◆ GIVEN PROBLEM ◆
Only the lines between the line holding "What React and" and the line holding "23], [590, 8]];", both of those included, should be copied exactly; drop the pictures.

Dataset excerpt:
■ ■ ■ ■
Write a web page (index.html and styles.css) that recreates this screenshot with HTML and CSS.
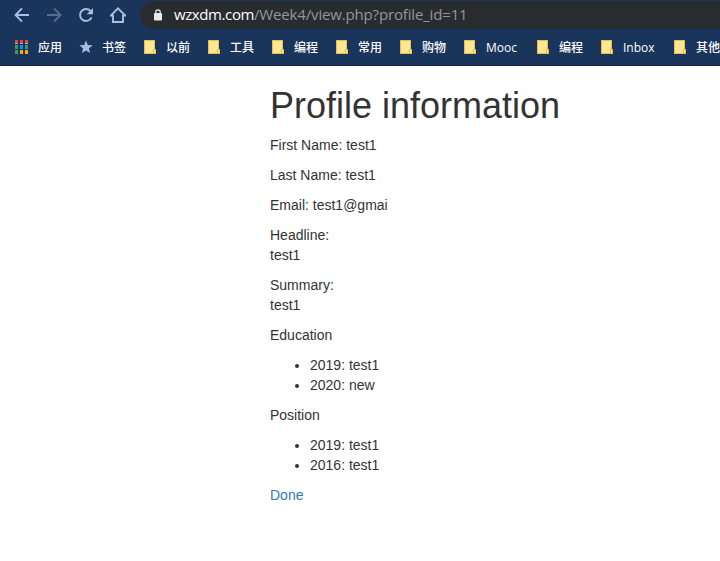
FILE: index.html
```html
<!DOCTYPE html>
<html lang="zh-CN">
<head>
<meta charset="utf-8">
<title>Profile information</title>
<link rel="stylesheet" href="styles.css">
</head>
<body>
<svg class="defs" aria-hidden="true">
  <symbol id="folder" viewBox="0 0 12 14">
    <path d="M0 0h11v9h1v5H0z" fill="#e8c048"/>
    <path d="M1 1h9v8H9v4H1z" fill="#ffe695"/>
    <path d="M10 10h1v3h-1z" fill="#ffe695"/>
  </symbol>
</svg>
<header class="browser">
  <div class="toolbar">
    <nav class="nav">
      <svg width="16" height="16" viewBox="0 0 16 16"><path d="M15 8H2M8 1.3 1.5 8 8 14.7"/></svg>
      <svg class="disabled" width="16" height="16" viewBox="0 0 16 16"><path d="M1 8h13M8 1.3 14.5 8 8 14.7"/></svg>
      <svg width="16" height="16" viewBox="0 0 16 16"><path d="M13.6 10.3A6 6 0 1 1 12.6 4.1"/><path class="solid" d="M15 1v6.3H8.7z"/></svg>
      <svg width="16" height="16" viewBox="0 0 16 16"><path d="M.8 8.6H3V15h10V8.6h2.2L8 1.4z"/></svg>
    </nav>
    <div class="omnibox">
      <svg width="8" height="12" viewBox="0 0 8 12"><rect y="4" width="8" height="7.5" rx="1" fill="#e8eaed"/><path d="M1.8 4.5V3a2.2 2.2 0 0 1 4.4 0v1.5" fill="none" stroke="#e8eaed" stroke-width="1.2"/></svg>
      <span class="url"><span class="host">wzxdm.com</span><span class="path">/Week4/view.php?profile_id=11</span></span>
    </div>
  </div>
  <div class="bookmarks">
    <div class="mark apps">
      <svg width="13" height="14" viewBox="0 0 13 14"><path fill="#f44336" d="M0 0h3v4H0zM5 0h3v4H5zM10 0h3v4h-3z"/><path fill="#34a058" d="M0 5h3v4H0zM0 10h3v4H0zM10 5h3v4h-3z"/><path fill="#2a85f5" d="M5 5h3v4H5z"/><path fill="#fbab05" d="M5 10h3v4H5zM10 10h3v4h-3z"/><path fill="#a3afc9" d="M0 3h3v1H0zM5 3h3v1H5zM10 3h3v1h-3z"/></svg>
      <span>应用</span>
    </div>
    <div class="mark star">
      <svg width="14" height="14" viewBox="0 0 14 14"><path fill="#a9bce0" d="m7 .5 1.8 4.4 4.8.4-3.7 3.1 1.2 4.7L7 10.6l-4.1 2.5 1.2-4.7L.4 5.3l4.8-.4z"/></svg>
      <span>书签</span>
    </div>
    <div class="mark"><svg width="12" height="14"><use href="#folder"/></svg><span>以前</span></div>
    <div class="mark"><svg width="12" height="14"><use href="#folder"/></svg><span>工具</span></div>
    <div class="mark"><svg width="12" height="14"><use href="#folder"/></svg><span>编程</span></div>
    <div class="mark"><svg width="12" height="14"><use href="#folder"/></svg><span>常用</span></div>
    <div class="mark"><svg width="12" height="14"><use href="#folder"/></svg><span>购物</span></div>
    <div class="mark wide"><svg width="12" height="14"><use href="#folder"/></svg><span class="mooc">Mooc</span></div>
    <div class="mark"><svg width="12" height="14"><use href="#folder"/></svg><span>编程</span></div>
    <div class="mark wide"><svg width="12" height="14"><use href="#folder"/></svg><span class="inbox">Inbox</span></div>
    <div class="mark"><svg width="12" height="14"><use href="#folder"/></svg><span>其他</span></div>
  </div>
</header>
<main class="container">
  <h1>Profile information</h1>
  <p>First Name: test1</p>
  <p>Last Name: test1</p>
  <p>Email: test1@gmai</p>
  <p>Headline:<br>test1</p>
  <p>Summary:<br>test1</p>
  <p>Education</p>
  <ul>
    <li>2019: test1</li>
    <li>2020: new</li>
  </ul>
  <p>Position</p>
  <ul>
    <li>2019: test1</li>
    <li>2016: test1</li>
  </ul>
  <a href="#">Done</a>
</main>
</body>
</html>
```
FILE: styles.css
```css
* { box-sizing: border-box; }

body {
  margin: 0;
  min-height: 561px;
  overflow: hidden;
  background: #fff;
  color: #333;
  font: 14px/20px "Liberation Sans", Arial, sans-serif;
}

.defs { display: none; }

.browser {
  height: 66px;
  overflow: hidden;
  background: #1a355b;
  border-bottom: 1px solid #10233c;
}

.toolbar {
  display: flex;
  height: 29px;
  padding-top: 1px;
}

.nav {
  display: flex;
  flex: none;
  align-items: center;
  gap: 16px;
  width: 140px;
  padding-left: 14px;
}

.nav svg {
  fill: none;
  stroke: #a9bfe2;
  stroke-width: 1.9;
}

.nav .disabled { stroke: #576d92; }
.nav .solid { fill: #a9bfe2; stroke: none; }

.omnibox {
  display: flex;
  flex: 1;
  align-items: center;
  gap: 12px;
  padding-left: 14px;
  background: #292c2f;
  border-radius: 14px 0 0 14px;
}

.url {
  padding-bottom: 2px;
  color: #92979c;
  font: 15px/26px "Open Sans", "Noto Sans", sans-serif;
  white-space: nowrap;
}

.host {
  color: #fff;
  letter-spacing: -0.4px;
}

.path { letter-spacing: -0.16px; }

.bookmarks {
  display: flex;
  align-items: center;
  height: 36px;
  padding-left: 15px;
  color: #fff;
  font: 500 12px/18px "Open Sans", "Noto Sans CJK SC", sans-serif;
  white-space: nowrap;
}

.mark {
  display: flex;
  flex: none;
  align-items: center;
  gap: 10px;
  width: 64px;
}

.mark span { padding-top: 2px; }
.mark.apps svg { margin-right: 0; }
.mark.star { width: 65px; }
.mark.star svg { margin-right: -1px; }
.mark.wide { width: 73px; }
.mark svg { flex: none; }

h1 {
  margin: 20px 0 9px;
  font-size: 36px;
  font-weight: 400;
  line-height: 1.1;
}

.container { padding-left: 270px; display: flow-root; }
p { margin: 0 0 10px; }
ul { margin: 0 0 10px; padding-left: 40px; }
a { color: #337ab7; text-decoration: none; }
```
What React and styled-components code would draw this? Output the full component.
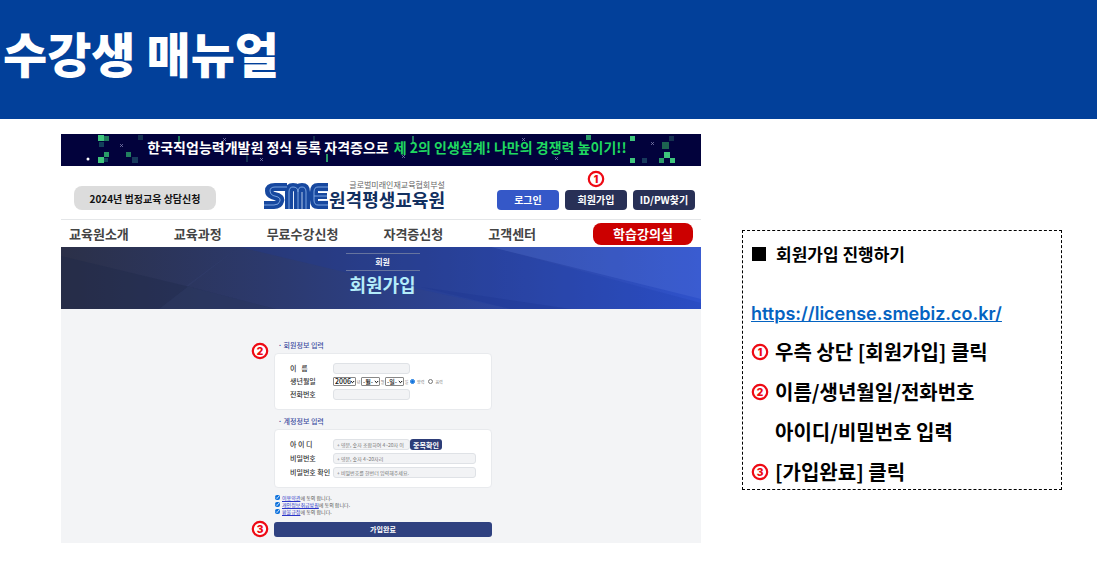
import React from "react";
import styled, { createGlobalStyle } from "styled-components";

const navItems = ["교육원소개", "교육과정", "무료수강신청", "자격증신청", "고객센터"];

const agreements = [
    { id: "terms", link: "이용약관", rest: "에 동의 합니다." },
    { id: "privacy", link: "개인정보취급방침", rest: "에 동의 합니다." },
    { id: "refund", link: "환불규정", rest: "에 동의 합니다." },
];

// [x, y, size, color]
const pixels = [
    [37, 1, 6, "#3fc47c"], [43, 2, 5, "#1f7a5c"], [38, 8, 5, "#12405a"],
    [43, 18, 5, "#2a9a68"], [37, 23, 6, "#3fc47c"], [43, 24, 4, "#12405a"],
    [65, 18, 5, "#22805f"], [71, 23, 6, "#173a5c"], [77, 1, 5, "#14304f"],
    [525, 1, 5, "#2a9a68"], [569, 2, 5, "#3fc47c"], [601, 8, 7, "#1d6350"],
    [608, 2, 5, "#14304f"], [569, 24, 5, "#3fc47c"], [581, 24, 5, "#173a5c"],
    [598, 24, 5, "#2a9a68"], [603, 18, 6, "#3fc47c"], [609, 24, 5, "#3fc47c"],
];

// [x, y, height, color]
const sticks = [
    [117, 2, 8, "#1f7a5c"], [185, 20, 8, "#14304f"], [265, 20, 8, "#2a9a68"],
    [252, 2, 6, "#14304f"], [351, 2, 7, "#1f7a5c"],
];

const sparks = [[59, 10], [162, 4], [199, 24], [341, 21], [461, 4], [494, 23], [590, 8]];

const NumberMark = ({ n }) => (
    <svg width="18" height="18" viewBox="0 0 18 18" aria-hidden="true">
        <circle cx="9" cy="9" r="7.2" fill="#fff" stroke="#ee0a14" strokeWidth="2.2" />
        <text x="9" y="12.6" textAnchor="middle" fontFamily="Inter, sans-serif" fontSize="10" fontWeight="900" fill="#ee0a14">{n}</text>
    </svg>
);

const SmeLogo = () => (
    <svg width="65" height="28" viewBox="0 0 65 28" fill="none" role="img" aria-label="SME">
        <g stroke="#17489f" strokeWidth="8">
            <path d="M23 5H11Q5 5 5 9Q5 12 9 13.500L14 15Q17 16.500 16 19Q15 23 10 23H0" />
            <path d="M25 27V10Q25 5 29 5Q34 5 34 10V27M34 27V10Q34 5 38 5Q42 5 42 10V27" />
            <path d="M64 5H54Q50 5 50 10V18Q50 23 54 23H64" />
            <path d="M50 14H63" strokeWidth="6" />
        </g>
        <g stroke="#86aee6" strokeWidth="0.9">
            <path d="M23 5H11Q6 5 6 9Q6 12 9 13.500L14 15Q17 16.500 16 19Q15 23 10 23H0" />
            <path d="M25 27V10Q25 5 29 5Q34 5 34 10V27M34 10Q34 5 38 5Q42 5 42 10V27" />
            <path d="M64 5H54Q50 5 50 10V18Q50 23 54 23H64M50 14H63" />
        </g>
        <path d="M29.500 10V27M38 10V27M55 9.500H64M55 18.500H64" stroke="#dce8fa" strokeWidth="0.8" />
    </svg>
);

const SitePreview = () => (
    <Site>
        <Promo>
            <PromoArt viewBox="0 0 640 32" preserveAspectRatio="xMidYMid slice" aria-hidden="true">
                {pixels.map(([x, y, s, c]) => <rect key={`${x}-${y}`} x={x} y={y} width={s} height={s} fill={c} />)}
                {sticks.map(([x, y, h, c]) => <rect key={`${x}-${y}`} x={x} y={y} width="2" height={h} fill={c} />)}
                {sparks.map(([x, y]) => (
                    <path key={x} d={`M${x} ${y}l3 3m0 -3l-3 3`} stroke="#8a8ab8" strokeWidth="0.7" />
                ))}
                <circle cx="27" cy="25" r="1.500" fill="#fff" />
            </PromoArt>
            <PromoText>한국직업능력개발원 정식 등록 자격증으로</PromoText>
            <PromoText $accent>제 2의 인생설계! 나만의 경쟁력 높이기!!</PromoText>
        </Promo>
        <SiteHeader>
            <ConsultButton type="button">2024년 법정교육 상담신청</ConsultButton>
            <Brand>
                <SmeLogo />
                <BrandText>
                    <small>글로벌미래인재교육협회부설</small>
                    <strong>원격평생교육원</strong>
                </BrandText>
            </Brand>
            <AccountButtons>
                <AccountButton type="button" $primary>로그인</AccountButton>
                <Marked>
                    <AccountButton type="button">회원가입</AccountButton>
                    <TopMark><NumberMark n="1" /></TopMark>
                </Marked>
                <AccountButton type="button">ID/PW찾기</AccountButton>
            </AccountButtons>
        </SiteHeader>
        <Nav>
            {navItems.map((item) => <NavLink href="#" key={item}>{item}</NavLink>)}
            <ClassroomButton type="button">학습강의실</ClassroomButton>
        </Nav>
        <Hero>
            <HeroArt viewBox="0 0 640 62" preserveAspectRatio="none" aria-hidden="true">
                <path d="M0 9L125 39L215 62H0Z" fill="#1d2747" opacity="0.35" />
                <path d="M178 0L98 62H215L125 39Z" fill="#4a5c96" opacity="0.12" />
                <path d="M178 0H430L640 56V62H450L330 36Z" fill="#1c3aa8" opacity="0.22" />
                <path d="M430 0H640V52Z" fill="#5b7be0" opacity="0.25" />
                <path d="M360 40L450 62H510Z" fill="#16308c" opacity="0.25" />
            </HeroArt>
            <HeroCategory>회원</HeroCategory>
            <HeroTitle>회원가입</HeroTitle>
        </Hero>
        <FormArea>
            <JoinForm onSubmit={(e) => e.preventDefault()}>
                <Marked>
                    <SideMark $top={3}><NumberMark n="2" /></SideMark>
                    <SectionTitle>· 회원정보 입력</SectionTitle>
                </Marked>
                <Card $gap={2}>
                    <Row>
                        <Label htmlFor="name">이 &nbsp; 름</Label>
                        <TextInput id="name" $short />
                    </Row>
                    <Row>
                        <Label htmlFor="year">생년월일</Label>
                        <BirthFields>
                            <Select id="year" $wide defaultValue="2006"><option>2006</option></Select>
                            <Tiny>년</Tiny>
                            <Select aria-label="월"><option>-월-</option></Select>
                            <Tiny>월</Tiny>
                            <Select aria-label="일"><option>-일-</option></Select>
                            <Tiny>일</Tiny>
                            <RadioLabel><Radio name="calendar" defaultChecked />양력</RadioLabel>
                            <RadioLabel><Radio name="calendar" />음력</RadioLabel>
                        </BirthFields>
                    </Row>
                    <Row>
                        <Label htmlFor="phone">전화번호</Label>
                        <TextInput id="phone" $short />
                    </Row>
                </Card>
                <SectionTitle>· 계정정보 입력</SectionTitle>
                <Card $gap={3}>
                    <Row>
                        <Label htmlFor="userid">아 이 디</Label>
                        <TextInput id="userid" $short placeholder="+ 영문, 숫자 조합하여 4~20자 이" />
                        <CheckButton type="button">중복확인</CheckButton>
                    </Row>
                    <Row>
                        <Label htmlFor="pw">비밀번호</Label>
                        <TextInput id="pw" type="password" placeholder="+ 영문, 숫자 4~20자리" />
                    </Row>
                    <Row>
                        <Label htmlFor="pw2">비밀번호 확인</Label>
                        <TextInput id="pw2" type="password" placeholder="+ 비밀번호를 한번더 입력해주세요." />
                    </Row>
                </Card>
                <Agreements>
                    {agreements.map(({ id, link, rest }) => (
                        <Agreement key={id}>
                            <Checkbox id={id} defaultChecked />
                            <label htmlFor={id}><a href="#">{link}</a>{rest}</label>
                        </Agreement>
                    ))}
                </Agreements>
                <Marked>
                    <SideMark $top={-2}><NumberMark n="3" /></SideMark>
                    <SubmitButton type="submit">가입완료</SubmitButton>
                </Marked>
            </JoinForm>
        </FormArea>
    </Site>
);

export default function App() {
    return (
        <>
            <GlobalStyle />
            <Banner><h1>수강생 매뉴얼</h1></Banner>
            <Content>
                <SitePreview />
                <Guide>
                    <GuideTitle><Square />회원가입 진행하기</GuideTitle>
                    <GuideLink href="https://license.smebiz.co.kr/">https://license.smebiz.co.kr/</GuideLink>
                    <Step><NumberMark n="1" />우측 상단 [회원가입] 클릭</Step>
                    <Step><NumberMark n="2" />이름/생년월일/전화번호</Step>
                    <Step $indent>아이디/비밀번호 입력</Step>
                    <Step><NumberMark n="3" />[가입완료] 클릭</Step>
                </Guide>
            </Content>
        </>
    );
}

const GlobalStyle = createGlobalStyle`
*{
    box-sizing: border-box;
}
body{
    margin: 0;
    background: #fff;
    color: #000;
    font-family: "Noto Sans CJK KR", "Noto Sans", sans-serif;
}
button, input, select{
    font-family: inherit;
    margin: 0;
}
button{
    border: 0;
    padding: 0;
    cursor: pointer;
}
`;

const Banner = styled.header`
background: #02409a;
padding: 16px 3px 31px;
h1{
    margin: 0;
    font-size: 48px;
    font-weight: 900;
    line-height: 72px;
    color: #fff;
}
`;

const Content = styled.main`
display: grid;
grid-template-columns: 2fr 1fr;
gap: 41px;
align-items: start;
padding: 15px 35px 23px 61px;
`;

const Site = styled.section`
background: #fff;
`;

const Promo = styled.div`
position: relative;
display: flex;
justify-content: center;
align-items: center;
gap: 5px;
height: 32px;
padding: 0 0 6px 12px;
background: #02023c;
overflow: hidden;
`;

const PromoArt = styled.svg`
position: absolute;
inset: 0;
width: 100%;
height: 100%;
`;

const PromoText = styled.span`
position: relative;
font-size: 14px;
font-weight: 700;
line-height: 20px;
white-space: nowrap;
color: ${({ $accent }) => ($accent ? "#1fd760" : "#fff")};
`;

const SiteHeader = styled.div`
display: flex;
justify-content: space-between;
align-items: flex-end;
height: 54px;
padding: 0 6px 9px 13px;
border-bottom: 1px solid #e4e6e8;
`;

const ConsultButton = styled.button`
width: 142px;
height: 24px;
border-radius: 8px;
background: #dcdcdc;
font-size: 10px;
font-weight: 700;
color: #111;
`;

const Brand = styled.div`
display: flex;
align-items: flex-end;
padding-right: 4px;
`;

const BrandText = styled.div`
display: flex;
flex-direction: column;
align-items: flex-end;
white-space: nowrap;
small{
    font-size: 8px;
    line-height: 8px;
    color: #666;
}
strong{
    font-size: 18px;
    line-height: 21px;
    font-weight: 700;
    color: #12305f;
}
`;

const AccountButtons = styled.div`
display: flex;
gap: 6px;
`;

const AccountButton = styled.button`
display: block;
width: 62px;
height: 20px;
border-radius: 4px;
background: ${({ $primary }) => ($primary ? "#3558c8" : "#283056")};
font-size: 10px;
font-weight: 700;
line-height: 18px;
color: #fff;
`;

const Marked = styled.div`
position: relative;
`;

const TopMark = styled.span`
position: absolute;
left: 22px;
bottom: 22px;
height: 18px;
display: flex;
`;

const SideMark = styled.span`
position: absolute;
left: -23px;
top: ${({ $top }) => $top}px;
height: 18px;
display: flex;
`;

const Nav = styled.nav`
display: flex;
align-items: center;
gap: 45px;
height: 27px;
padding: 0 8px;
`;

const NavLink = styled.a`
font-size: 13px;
font-weight: 700;
line-height: 20px;
white-space: nowrap;
color: #444;
text-decoration: none;
`;

const ClassroomButton = styled.button`
width: 100px;
height: 22px;
margin-left: auto;
border-radius: 8px;
background: #cc0000;
font-size: 13px;
font-weight: 700;
line-height: 20px;
color: #fff;
`;

const Hero = styled.div`
position: relative;
display: flex;
flex-direction: column;
align-items: center;
height: 62px;
padding: 6px 0 0 3px;
background: linear-gradient(90deg, #2b3048 0%, #2c3a70 35%, #2c4292 60%, #2f52cc 100%);
`;

const HeroArt = styled.svg`
position: absolute;
inset: 0;
width: 100%;
height: 100%;
`;

const HeroCategory = styled.span`
position: relative;
width: 74px;
border: solid #66749f;
border-width: 1px 0;
font-size: 8px;
font-weight: 700;
line-height: 16px;
text-align: center;
color: #fff;
`;

const HeroTitle = styled.h2`
position: relative;
margin: 0;
font-size: 18px;
font-weight: 700;
line-height: 26px;
color: #b4ecfa;
`;

const FormArea = styled.div`
display: flex;
justify-content: center;
padding: 30px 0 6px 4px;
background: #f3f4f6;
`;

const JoinForm = styled.form`
width: 218px;
`;

const SectionTitle = styled.h3`
margin: 0;
padding-left: 4px;
font-size: 7px;
font-weight: 500;
line-height: 13px;
padding-bottom: 1px;
color: #3b4ba0;
`;

const Card = styled.div`
display: flex;
flex-direction: column;
gap: ${({ $gap }) => $gap}px;
margin-bottom: 5px;
padding: 9px 15px;
border: 1px solid #e8eaed;
border-radius: 4px;
background: #fff;
`;

const Row = styled.div`
display: flex;
align-items: center;
height: 11px;
`;

const Label = styled.label`
flex: 0 0 43px;
font-size: 7px;
font-weight: 500;
line-height: 11px;
white-space: nowrap;
color: #333;
`;

const TextInput = styled.input`
width: ${({ $short }) => ($short ? "77px" : "143px")};
height: 11px;
padding: 0 3px;
border: 1px solid #dfe2e6;
border-radius: 3px;
background: #f2f3f5;
font-size: 5px;
&::placeholder{
    color: #777;
    opacity: 1;
}
`;

const BirthFields = styled.div`
display: flex;
align-items: center;
`;

const Select = styled.select`
appearance: none;
width: ${({ $wide }) => ($wide ? "23px" : "19px")};
height: 9px;
padding: 0 0 0 1px;
border: 1px solid #888;
border-radius: 1px;
background: #fff url('data:image/svg+xml,<svg xmlns="http://www.w3.org/2000/svg" viewBox="0 0 5 4"><path d="M.8 1l1.700 1.700L4.200 1" fill="none" stroke="black"/></svg>') no-repeat right center / 5px 4px;
font-size: ${({ $wide }) => ($wide ? "7px" : "6px")};
font-weight: 500;
line-height: 7px;
color: #111;
`;

const Tiny = styled.span`
width: 5px;
font-size: 4px;
line-height: 8px;
text-align: center;
color: #777;
`;

const RadioLabel = styled.label`
display: flex;
align-items: center;
gap: 2px;
margin: 0 3px 0 1px;
font-size: 4px;
line-height: 8px;
white-space: nowrap;
color: #777;
`;

const Radio = styled.input.attrs({ type: "radio" })`
width: 5px;
height: 5px;
accent-color: #0a6fdc;
`;

const CheckButton = styled.button`
width: 32px;
height: 11px;
border-radius: 3px;
background: #2d3d78;
font-size: 7px;
font-weight: 700;
line-height: 10px;
color: #fff;
`;

const Agreements = styled.div`
display: flex;
flex-direction: column;
padding: 1px 0 7px;
`;

const Agreement = styled.div`
display: flex;
align-items: center;
gap: 2px;
padding-left: 1px;
font-size: 5px;
line-height: 7px;
color: #555;
a{
    color: #2b35c8;
}
`;

const Checkbox = styled.input.attrs({ type: "checkbox" })`
width: 5px;
height: 5px;
accent-color: #0a6fdc;
`;

const SubmitButton = styled.button`
display: block;
width: 100%;
height: 15px;
border-radius: 3px;
background: #2f4180;
font-size: 7px;
font-weight: 700;
line-height: 15px;
color: #fff;
`;

const Guide = styled.aside`
display: flex;
flex-direction: column;
align-items: flex-start;
gap: 6px;
margin-top: 96px;
padding: 0 8px;
border: 1px dashed #000;
`;

const GuideTitle = styled.h2`
display: flex;
align-items: center;
gap: 10px;
margin: 0 0 16px;
padding-left: 1px;
font-size: 17px;
font-weight: 700;
line-height: 46px;
`;

const Square = styled.span`
width: 14px;
height: 14px;
background: #000;
`;

const GuideLink = styled.a`
font-family: Inter, sans-serif;
font-size: 18px;
font-weight: 600;
line-height: 30px;
color: #0563c1;
`;

const Step = styled.div`
display: flex;
align-items: center;
gap: 6px;
padding-left: ${({ $indent }) => ($indent ? "24px" : "0")};
font-size: 20px;
font-weight: 700;
line-height: 34px;
white-space: nowrap;
`;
■ ■ ■ ■
◆ FINISHED TASK ◆
What React and styled-components code would draw this? Output the full component.
import React from "react";
import styled, { createGlobalStyle } from "styled-components";

const navItems = ["교육원소개", "교육과정", "무료수강신청", "자격증신청", "고객센터"];

const agreements = [
    { id: "terms", link: "이용약관", rest: "에 동의 합니다." },
    { id: "privacy", link: "개인정보취급방침", rest: "에 동의 합니다." },
    { id: "refund", link: "환불규정", rest: "에 동의 합니다." },
];

// [x, y, size, color]
const pixels = [
    [37, 1, 6, "#3fc47c"], [43, 2, 5, "#1f7a5c"], [38, 8, 5, "#12405a"],
    [43, 18, 5, "#2a9a68"], [37, 23, 6, "#3fc47c"], [43, 24, 4, "#12405a"],
    [65, 18, 5, "#22805f"], [71, 23, 6, "#173a5c"], [77, 1, 5, "#14304f"],
    [525, 1, 5, "#2a9a68"], [569, 2, 5, "#3fc47c"], [601, 8, 7, "#1d6350"],
    [608, 2, 5, "#14304f"], [569, 24, 5, "#3fc47c"], [581, 24, 5, "#173a5c"],
    [598, 24, 5, "#2a9a68"], [603, 18, 6, "#3fc47c"], [609, 24, 5, "#3fc47c"],
];

// [x, y, height, color]
const sticks = [
    [117, 2, 8, "#1f7a5c"], [185, 20, 8, "#14304f"], [265, 20, 8, "#2a9a68"],
    [252, 2, 6, "#14304f"], [351, 2, 7, "#1f7a5c"],
];

const sparks = [[59, 10], [162, 4], [199, 24], [341, 21], [461, 4], [494, 23], [590, 8]];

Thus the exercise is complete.